Print the lines from the one that contains "Reproduce this screenshot" to the one that contains "string; value: string", inclusive, exactly as they appear, and please drop any pictures.
BEGIN Working data
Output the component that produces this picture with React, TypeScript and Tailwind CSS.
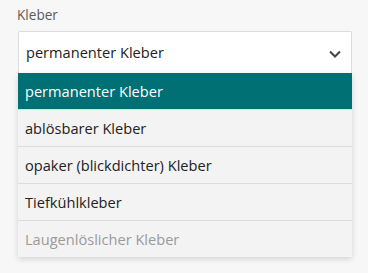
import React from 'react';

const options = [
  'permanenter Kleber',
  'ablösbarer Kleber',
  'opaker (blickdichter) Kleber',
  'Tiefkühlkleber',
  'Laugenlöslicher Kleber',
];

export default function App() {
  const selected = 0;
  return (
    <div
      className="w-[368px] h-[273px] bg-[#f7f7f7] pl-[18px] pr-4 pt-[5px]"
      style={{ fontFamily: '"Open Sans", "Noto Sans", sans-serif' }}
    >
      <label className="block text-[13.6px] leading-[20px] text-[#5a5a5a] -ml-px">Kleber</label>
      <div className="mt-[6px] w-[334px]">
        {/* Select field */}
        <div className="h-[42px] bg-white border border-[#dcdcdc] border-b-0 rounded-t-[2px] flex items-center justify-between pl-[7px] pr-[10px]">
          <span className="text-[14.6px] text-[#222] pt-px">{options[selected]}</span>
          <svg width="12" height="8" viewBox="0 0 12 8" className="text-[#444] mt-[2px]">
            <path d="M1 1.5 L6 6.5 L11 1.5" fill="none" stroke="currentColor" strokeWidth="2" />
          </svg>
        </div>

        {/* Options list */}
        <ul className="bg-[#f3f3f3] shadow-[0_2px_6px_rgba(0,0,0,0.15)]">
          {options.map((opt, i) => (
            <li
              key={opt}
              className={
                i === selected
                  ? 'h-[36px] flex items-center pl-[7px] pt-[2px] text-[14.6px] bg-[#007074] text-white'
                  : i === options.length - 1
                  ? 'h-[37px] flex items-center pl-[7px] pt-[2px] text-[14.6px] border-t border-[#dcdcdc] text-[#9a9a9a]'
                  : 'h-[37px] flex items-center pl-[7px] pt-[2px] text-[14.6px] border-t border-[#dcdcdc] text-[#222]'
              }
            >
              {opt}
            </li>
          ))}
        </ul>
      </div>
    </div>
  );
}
END Working data
BEGIN Working data
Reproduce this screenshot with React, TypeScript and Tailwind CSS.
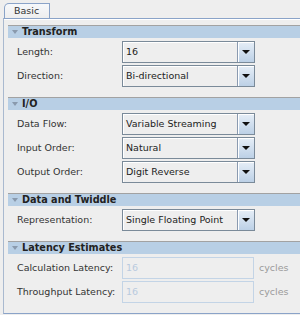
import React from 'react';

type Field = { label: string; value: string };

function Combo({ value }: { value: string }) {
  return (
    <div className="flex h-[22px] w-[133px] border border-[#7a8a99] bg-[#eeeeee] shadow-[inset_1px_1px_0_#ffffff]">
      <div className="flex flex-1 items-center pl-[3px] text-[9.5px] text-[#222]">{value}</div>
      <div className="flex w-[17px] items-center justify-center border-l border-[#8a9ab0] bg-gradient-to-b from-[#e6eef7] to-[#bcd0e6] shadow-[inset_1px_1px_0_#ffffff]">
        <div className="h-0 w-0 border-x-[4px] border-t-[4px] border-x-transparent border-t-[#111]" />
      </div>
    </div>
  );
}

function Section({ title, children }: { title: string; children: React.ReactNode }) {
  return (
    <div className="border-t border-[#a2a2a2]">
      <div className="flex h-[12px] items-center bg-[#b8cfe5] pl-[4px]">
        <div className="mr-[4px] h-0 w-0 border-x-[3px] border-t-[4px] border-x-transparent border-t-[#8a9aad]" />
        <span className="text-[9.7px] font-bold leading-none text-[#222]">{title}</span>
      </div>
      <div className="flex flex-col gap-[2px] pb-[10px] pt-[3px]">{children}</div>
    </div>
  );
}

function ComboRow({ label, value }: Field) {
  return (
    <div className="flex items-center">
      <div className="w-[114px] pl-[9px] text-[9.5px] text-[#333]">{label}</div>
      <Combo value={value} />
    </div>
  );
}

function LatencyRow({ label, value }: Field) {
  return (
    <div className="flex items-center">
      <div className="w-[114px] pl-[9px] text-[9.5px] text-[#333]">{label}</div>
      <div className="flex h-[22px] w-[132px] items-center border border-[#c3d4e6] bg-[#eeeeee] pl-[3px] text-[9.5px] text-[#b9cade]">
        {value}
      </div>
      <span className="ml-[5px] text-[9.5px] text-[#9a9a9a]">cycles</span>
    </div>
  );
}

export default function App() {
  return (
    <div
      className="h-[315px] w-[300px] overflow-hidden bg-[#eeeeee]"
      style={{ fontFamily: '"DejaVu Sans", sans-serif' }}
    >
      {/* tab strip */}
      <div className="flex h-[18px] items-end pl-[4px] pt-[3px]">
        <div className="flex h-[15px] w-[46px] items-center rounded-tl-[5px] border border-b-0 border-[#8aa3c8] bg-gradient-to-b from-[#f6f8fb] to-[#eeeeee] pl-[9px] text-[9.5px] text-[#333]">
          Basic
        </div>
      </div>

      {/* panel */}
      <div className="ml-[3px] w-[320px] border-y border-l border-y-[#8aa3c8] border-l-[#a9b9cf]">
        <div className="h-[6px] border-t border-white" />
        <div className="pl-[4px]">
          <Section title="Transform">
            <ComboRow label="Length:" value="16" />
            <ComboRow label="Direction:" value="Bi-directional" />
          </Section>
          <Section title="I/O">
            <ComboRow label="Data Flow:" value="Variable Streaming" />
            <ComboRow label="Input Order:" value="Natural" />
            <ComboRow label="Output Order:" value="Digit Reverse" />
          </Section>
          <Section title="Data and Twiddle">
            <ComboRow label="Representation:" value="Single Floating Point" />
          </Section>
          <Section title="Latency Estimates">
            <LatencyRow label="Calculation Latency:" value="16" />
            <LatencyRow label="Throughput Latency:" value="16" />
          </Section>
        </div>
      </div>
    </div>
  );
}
END Working data
BEGIN Working data
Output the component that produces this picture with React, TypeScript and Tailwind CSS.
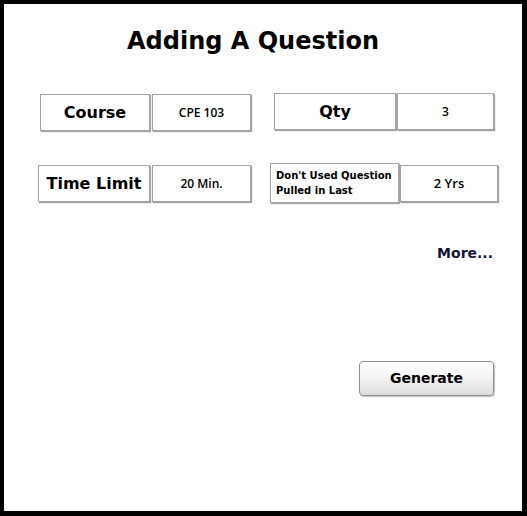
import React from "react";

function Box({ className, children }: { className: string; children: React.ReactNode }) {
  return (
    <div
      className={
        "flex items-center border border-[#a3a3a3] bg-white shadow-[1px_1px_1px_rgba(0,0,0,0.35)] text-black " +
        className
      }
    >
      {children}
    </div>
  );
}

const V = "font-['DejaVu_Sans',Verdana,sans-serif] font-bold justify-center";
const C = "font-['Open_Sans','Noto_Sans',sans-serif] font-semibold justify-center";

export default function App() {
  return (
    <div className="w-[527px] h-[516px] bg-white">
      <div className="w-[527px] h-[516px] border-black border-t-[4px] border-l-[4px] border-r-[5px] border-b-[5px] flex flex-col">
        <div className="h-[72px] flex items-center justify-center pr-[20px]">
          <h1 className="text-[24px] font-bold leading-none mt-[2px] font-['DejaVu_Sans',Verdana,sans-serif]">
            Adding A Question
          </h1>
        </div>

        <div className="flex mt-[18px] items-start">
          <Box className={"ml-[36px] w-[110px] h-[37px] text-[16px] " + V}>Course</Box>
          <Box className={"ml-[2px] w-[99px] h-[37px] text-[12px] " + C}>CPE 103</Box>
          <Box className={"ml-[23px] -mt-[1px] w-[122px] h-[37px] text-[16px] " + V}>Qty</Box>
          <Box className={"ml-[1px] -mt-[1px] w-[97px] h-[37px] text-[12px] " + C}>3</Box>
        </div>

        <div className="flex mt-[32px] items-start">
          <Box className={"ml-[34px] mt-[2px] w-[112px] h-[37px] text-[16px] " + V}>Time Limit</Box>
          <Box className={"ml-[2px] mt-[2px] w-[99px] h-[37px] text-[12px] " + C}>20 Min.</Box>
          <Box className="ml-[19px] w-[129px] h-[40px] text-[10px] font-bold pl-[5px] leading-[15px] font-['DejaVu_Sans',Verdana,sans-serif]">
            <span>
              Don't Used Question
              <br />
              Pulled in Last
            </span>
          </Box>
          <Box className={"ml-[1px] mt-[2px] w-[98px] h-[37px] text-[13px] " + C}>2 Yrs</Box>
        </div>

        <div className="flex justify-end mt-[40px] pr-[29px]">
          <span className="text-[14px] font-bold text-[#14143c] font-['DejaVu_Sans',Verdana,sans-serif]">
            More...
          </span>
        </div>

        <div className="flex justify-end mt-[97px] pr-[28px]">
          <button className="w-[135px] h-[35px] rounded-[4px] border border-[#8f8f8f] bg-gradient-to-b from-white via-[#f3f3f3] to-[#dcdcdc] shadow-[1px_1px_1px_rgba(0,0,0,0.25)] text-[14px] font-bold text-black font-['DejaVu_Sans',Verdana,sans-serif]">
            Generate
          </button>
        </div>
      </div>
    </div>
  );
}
END Working data
◆ **Worked solution**
Reproduce this screenshot with React, TypeScript and Tailwind CSS.
import React from 'react';

type Field = { label: string; value: string };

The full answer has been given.